Is there life after teaching?

When I was in my mid-twenties, and pretty new to the teaching profession, I once attended the retirement party of a man who had, years earlier, taught me.  I have two memories of that occasion.

One was a story he told (most people about to retire have a pretty deep fund of reminiscence to draw upon for such moments).  It came from a lesson he was conducting, with a class of juniors, about the New Testament – the Annunciation, to be precise.   They had done the usual reading round the class about Mary and the angel, and the staggering news he was bringing her.

One pink-cheeked member put up his hand and said, ‘Sir, what is a womb?’  (He pronounced it to rhyme with ‘bomb’.)

The teacher said, ‘I told him he didn’t have one, so he didn’t need to worry, and we carried on with the lesson.’

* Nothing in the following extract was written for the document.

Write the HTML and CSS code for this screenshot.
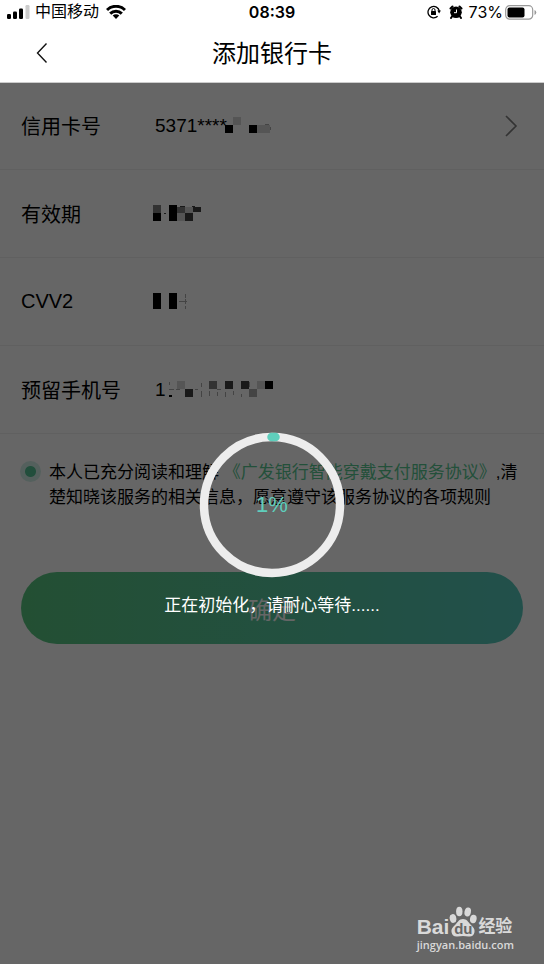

The second thing I remember was the thought that went through my head while I was listening.  To think that I was in the same room as a member of the same profession as mine who was retiring.  Retiring!  It was as if he had said he was planning to go to the moon for his holiday.  It was totally beyond my range.  Retirement!   Youth can not get its head round such a concept.  What did it mean?  What did it involve?  What did it feel like?  What did you do?

Of course I knew – or thought I knew – about the obvious things – like being sixty, and  not having to mark any more exercise books, and queueing up at the Post Office every week to draw your Old Age Pension. I shared the misconceptions of everybody else about ‘putting your feet up’ and ‘having time to do all those household jobs’ that you had been postponing for years, and ‘amusing yourself’’.   But that did not get me very far.

It was about as accurate and as comprehensive as imagining that a dentist’s life consisted solely and entirely of saying ‘Open wide’.   Very few people stop to think much about it because they have not got there.  They may have ‘made plans’ and ‘downsized’ and taken out endowment policies and pension plans, but that is just prudence; it is not experience.  It doesn’t tell you much about what it feels like.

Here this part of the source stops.